**Code that builds pages**
- - -
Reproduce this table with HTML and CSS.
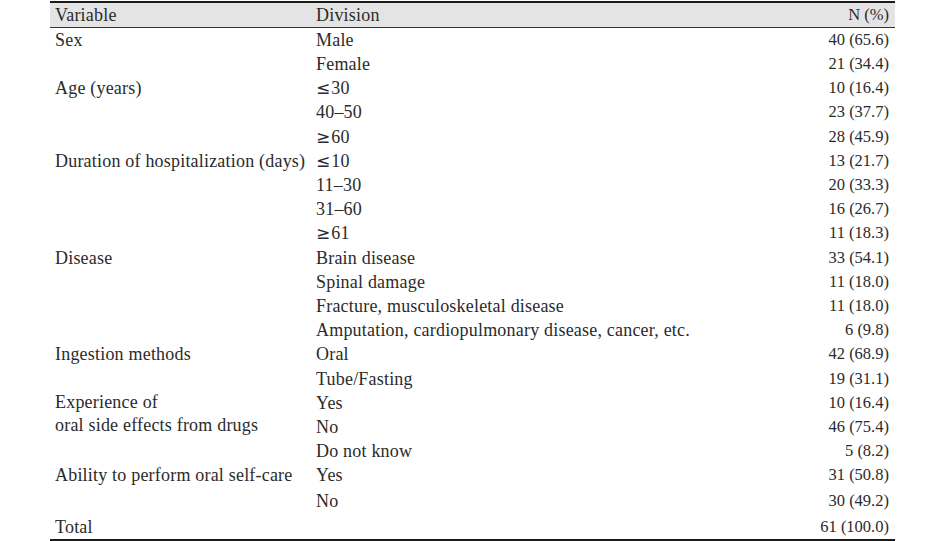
FILE: index.html
```html
<!DOCTYPE html>
<html>
<head>
<meta charset="utf-8">
<link rel="stylesheet" href="styles.css">
</head>
<body>
<table class="tbl">
  <thead>
    <tr class="head"><th class="c1">Variable</th><th class="c2">Division</th><th class="c3">N (%)</th></tr>
  </thead>
  <tbody>
    <tr><td class="c1">Sex</td><td class="c2">Male</td><td class="c3">40 (65.6)</td></tr>
    <tr><td class="c1"></td><td class="c2">Female</td><td class="c3">21 (34.4)</td></tr>
    <tr><td class="c1">Age (years)</td><td class="c2"><span class="sym">≤</span>30</td><td class="c3">10 (16.4)</td></tr>
    <tr><td class="c1"></td><td class="c2">40–50</td><td class="c3">23 (37.7)</td></tr>
    <tr><td class="c1"></td><td class="c2"><span class="sym">≥</span>60</td><td class="c3">28 (45.9)</td></tr>
    <tr><td class="c1">Duration of hospitalization (days)</td><td class="c2"><span class="sym">≤</span>10</td><td class="c3">13 (21.7)</td></tr>
    <tr><td class="c1"></td><td class="c2">11–30</td><td class="c3">20 (33.3)</td></tr>
    <tr><td class="c1"></td><td class="c2">31–60</td><td class="c3">16 (26.7)</td></tr>
    <tr><td class="c1"></td><td class="c2"><span class="sym">≥</span>61</td><td class="c3">11 (18.3)</td></tr>
    <tr><td class="c1">Disease</td><td class="c2">Brain disease</td><td class="c3">33 (54.1)</td></tr>
    <tr><td class="c1"></td><td class="c2">Spinal damage</td><td class="c3">11 (18.0)</td></tr>
    <tr><td class="c1"></td><td class="c2">Fracture, musculoskeletal disease</td><td class="c3">11 (18.0)</td></tr>
    <tr><td class="c1"></td><td class="c2">Amputation, cardiopulmonary disease, cancer, etc.</td><td class="c3">6 (9.8)</td></tr>
    <tr><td class="c1">Ingestion methods</td><td class="c2">Oral</td><td class="c3">42 (68.9)</td></tr>
    <tr><td class="c1"></td><td class="c2">Tube/Fasting</td><td class="c3">19 (31.1)</td></tr>
    <tr><td class="c1 top" rowspan="2">Experience of<br>oral side effects from drugs</td><td class="c2">Yes</td><td class="c3">10 (16.4)</td></tr>
    <tr><td class="c2">No</td><td class="c3">46 (75.4)</td></tr>
    <tr><td class="c1"></td><td class="c2">Do not know</td><td class="c3">5 (8.2)</td></tr>
    <tr><td class="c1">Ability to perform oral self-care</td><td class="c2">Yes</td><td class="c3">31 (50.8)</td></tr>
    <tr class="tall"><td class="c1"></td><td class="c2">No</td><td class="c3">30 (49.2)</td></tr>
    <tr class="last"><td class="c1">Total</td><td class="c2"></td><td class="c3">61 (100.0)</td></tr>
  </tbody>
</table>
</body>
</html>
```

FILE: styles.css
```css
html, body {
  margin: 0;
  padding: 0;
  background: #ffffff;
}
body {
  padding-top: 1px;
}
.tbl {
  margin-left: 50px;
  width: 845px;
  border-collapse: collapse;
  font-family: "Liberation Serif", "DejaVu Serif", serif;
  font-size: 18px;
  letter-spacing: 0.2px;
  color: #2b2b2b;
  border-top: 2px solid #1a1a1a;
  border-bottom: 2px solid #1a1a1a;
}
.tbl th {
  font-weight: normal;
  text-align: left;
}
.head {
  background: #e4e4e4;
  height: 24px;
  border-bottom: 1px solid #333333;
}
.tbl tbody tr {
  height: 24.2px;
}
.tbl td, .tbl th {
  padding: 0;
  line-height: 24px;
  vertical-align: middle;
  white-space: nowrap;
}
.c1 {
  width: 261px;
  padding-left: 5px !important;
}
.c2 {
  text-align: left;
}
.c3 {
  text-align: right !important;
  padding-right: 6px !important;
  font-size: 16.5px;
  letter-spacing: 0;
}
.sym {
  font-family: "DejaVu Sans", sans-serif;
  font-size: 17px;
  letter-spacing: 0;
  margin-right: 1px;
}
.top {
  vertical-align: top !important;
  line-height: 23px !important;
}
.tall {
  height: 28px !important;
}
.tbl tbody tr.last {
  height: 24px;
}
```
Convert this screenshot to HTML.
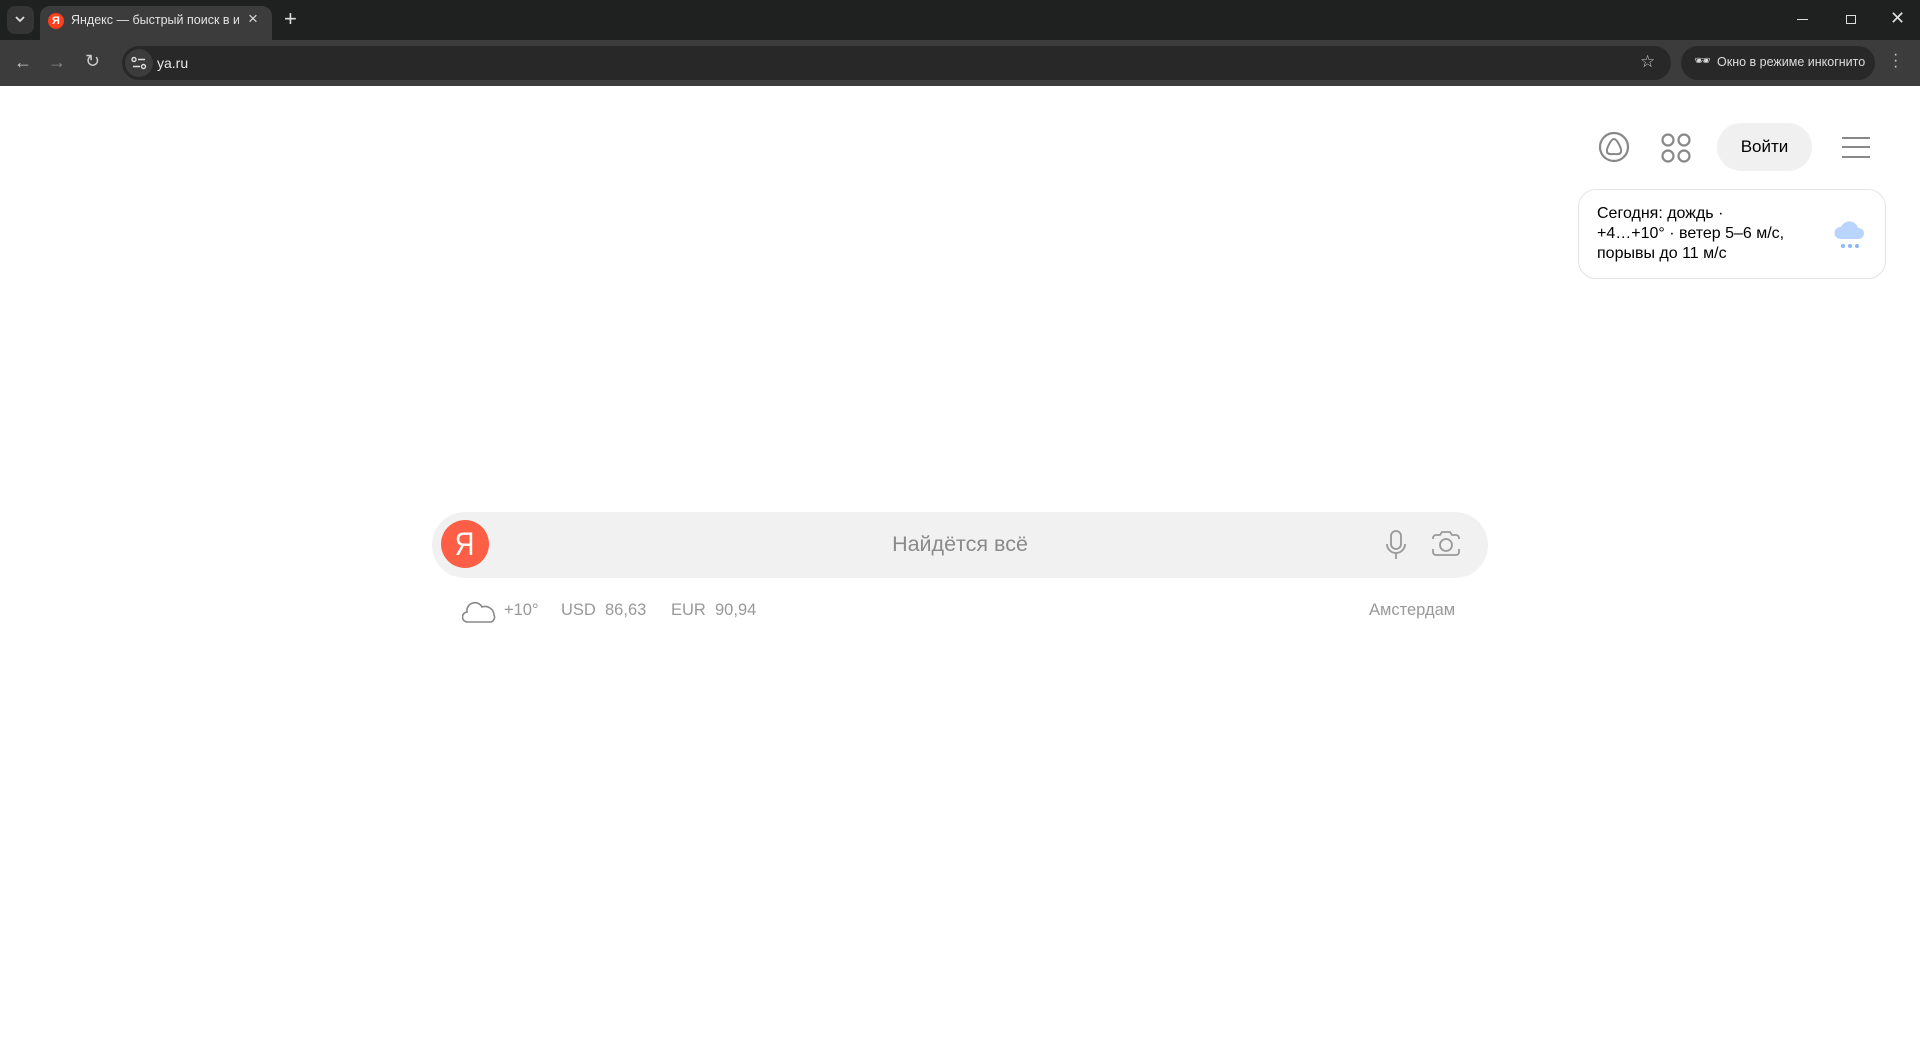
<!DOCTYPE html>
<html><head><meta charset="utf-8"><style>
*{margin:0;padding:0;box-sizing:border-box}
body{width:1920px;height:1037px;overflow:hidden;background:#fff;font-family:"Liberation Sans",sans-serif;position:relative}
.abs{position:absolute}
#tabs{left:0;top:0;width:1920px;height:40px;background:#1f2020}
#bar{left:0;top:40px;width:1920px;height:46px;background:#3c3c3c}
</style></head><body>
<div id="tabs" class="abs"></div>
<div class="abs" style="left:7px;top:6px;width:27px;height:28px;background:#353535;border-radius:8px"></div>
<svg class="abs" style="left:14px;top:14px" width="12" height="10"><path d="M2 3l4 4 4-4" stroke="#ddd" stroke-width="1.8" fill="none"/></svg>
<div class="abs" style="left:40px;top:6px;width:232px;height:34px;background:#3c3c3c;border-radius:10px 10px 0 0"></div>
<div class="abs" style="left:48px;top:13px;width:16px;height:16px;border-radius:50%;background:#fc3f1d;color:#fff;font-size:11px;text-align:center;line-height:16px;font-weight:bold">Я</div>
<div class="abs" style="left:71px;top:13px;width:168px;overflow:hidden;white-space:nowrap;color:#e3e3e3;font-size:12.5px">Яндекс — быстрый поиск в ин</div>
<div class="abs" style="left:248px;top:9px;color:#ddd;font-size:17px">×</div>
<div class="abs" style="left:284px;top:6px;color:#ddd;font-size:22px">+</div>
<div class="abs" style="left:1797px;top:19px;width:11px;height:1px;background:#ddd"></div>
<div class="abs" style="left:1846px;top:15px;width:10px;height:9px;border:1px solid #ddd"></div>
<div class="abs" style="left:1890px;top:8px;color:#ddd;font-size:18px">✕</div>
<div id="bar" class="abs"></div>
<div class="abs" style="left:14px;top:52px;color:#ccc;font-size:18px">←</div>
<div class="abs" style="left:48px;top:52px;color:#888;font-size:18px">→</div>
<div class="abs" style="left:85px;top:51px;color:#ccc;font-size:18px">↻</div>
<div class="abs" style="left:122px;top:46px;width:1549px;height:34px;background:#282828;border-radius:17px"></div>
<div class="abs" style="left:125px;top:49px;width:28px;height:28px;background:#3c3c3c;border-radius:50%"></div>
<svg class="abs" style="left:131px;top:56px" width="16" height="14"><g stroke="#ddd" stroke-width="1.4" fill="none"><circle cx="3" cy="3.5" r="2"/><path d="M7 3.5h7M2 10.5h7"/><circle cx="12.5" cy="10.5" r="2"/></g></svg>
<div class="abs" style="left:157px;top:55px;color:#e8e8e8;font-size:14px">ya.ru</div>
<div class="abs" style="left:1640px;top:52px;color:#ccc;font-size:17px">☆</div>
<div class="abs" style="left:1681px;top:46px;width:194px;height:34px;background:#282828;border-radius:17px"></div>
<div class="abs" style="left:1694px;top:53px;color:#ddd;font-size:13px">🕶</div>
<div class="abs" style="left:1717px;top:55px;color:#ddd;font-size:12.5px">Окно в режиме инкогнито</div>
<div class="abs" style="left:1893px;top:52px;color:#ccc;font-size:16px;line-height:6px">·<br>·<br>·</div>

<svg class="abs" style="left:1598px;top:131px" width="32" height="32"><circle cx="16" cy="16" r="14" stroke="#888" stroke-width="2.2" fill="none"/><path d="M16 8c-3 0-8 10-7 13s5 2 7 2 6 1 7-2-4-13-7-13z" stroke="#888" stroke-width="2" fill="none"/></svg>
<svg class="abs" style="left:1661px;top:133px" width="30" height="30"><g stroke="#888" stroke-width="2.2" fill="none"><circle cx="7" cy="7" r="5.5"/><circle cx="23" cy="7" r="5.5"/><circle cx="7" cy="23" r="5.5"/><circle cx="23" cy="23" r="5.5"/></g></svg>
<div class="abs" style="left:1717px;top:123px;width:95px;height:48px;background:#f0f0f0;border-radius:24px;text-align:center;line-height:48px;font-size:17px;color:#000">Войти</div>
<div class="abs" style="left:1842px;top:137px;width:28px;height:2px;background:#888;box-shadow:0 9px 0 #888,0 19px 0 #888"></div>

<div class="abs" style="left:1578px;top:189px;width:308px;height:90px;border:1px solid #e4e4e4;border-radius:18px"></div>
<div class="abs" style="left:1597px;top:204px;font-size:16px;line-height:20px;color:#000">Сегодня: дождь ·<br>+4…+10° · ветер 5–6 м/с,<br>порывы до 11 м/с</div>
<svg class="abs" style="left:1832px;top:215px" width="36" height="36"><path d="M8 24a6 6 0 0 1 1-12 9 9 0 0 1 17 1 5.5 5.5 0 0 1 1 11z" fill="#b8d4ff"/><g fill="#8bb8f5"><circle cx="11" cy="31" r="2"/><circle cx="18" cy="31" r="2"/><circle cx="25" cy="31" r="2"/></g></svg>

<div class="abs" style="left:432px;top:512px;width:1056px;height:66px;background:#f1f1f1;border-radius:33px"></div>
<div class="abs" style="left:441px;top:520px;width:48px;height:48px;border-radius:50%;background:#fc5f45;color:#fff;text-align:center;line-height:48px;font-size:32px"><span style="display:inline-block;transform:scaleX(0.85)">Я</span></div>
<div class="abs" style="left:760px;top:532px;width:400px;text-align:center;font-size:21.5px;color:#8a8a8a">Найдётся всё</div>
<svg class="abs" style="left:1384px;top:529px" width="24" height="32"><g stroke="#999" stroke-width="1.8" fill="none"><rect x="7" y="2" width="10" height="18" rx="5"/><path d="M3 15a9 9 0 0 0 18 0M12 24v6"/></g></svg>
<svg class="abs" style="left:1431px;top:530px" width="30" height="28"><g stroke="#999" stroke-width="1.8" fill="none"><path d="M2 9v-1a3 3 0 0 1 3-3h4l2-3h8l2 3h4a3 3 0 0 1 3 3v1M2 19v3a3 3 0 0 0 3 3h20a3 3 0 0 0 3-3v-3"/><circle cx="15" cy="15" r="6"/></g></svg>

<svg class="abs" style="left:462px;top:595px" width="36" height="30"><path d="M6 27a5 5 0 0 1-1-10 8 8 0 0 1 15-5 9 9 0 0 1 12 8 5 5 0 0 1-3 7z" stroke="#888" stroke-width="1.6" fill="none"/></svg>
<div class="abs" style="left:504px;top:601px;font-size:16.5px;color:#999">+10°</div>
<div class="abs" style="left:561px;top:601px;font-size:16.5px;color:#999">USD&nbsp;&nbsp;86,63</div>
<div class="abs" style="left:671px;top:601px;font-size:16.5px;color:#999">EUR&nbsp;&nbsp;90,94</div>
<div class="abs" style="left:1369px;top:601px;font-size:16.5px;color:#999">Амстердам</div>
</body></html>
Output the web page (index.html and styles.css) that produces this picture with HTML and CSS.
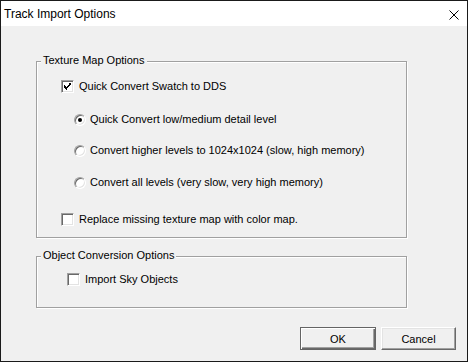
- - -
**TASK PROMPT**
Pull out each line holding the string "this".

**EXERCISE ANSWER**
Reproduce this table with HTML and CSS.
Convert this screenshot to HTML.
Output the web page (index.html and styles.css) that produces this picture with HTML and CSS.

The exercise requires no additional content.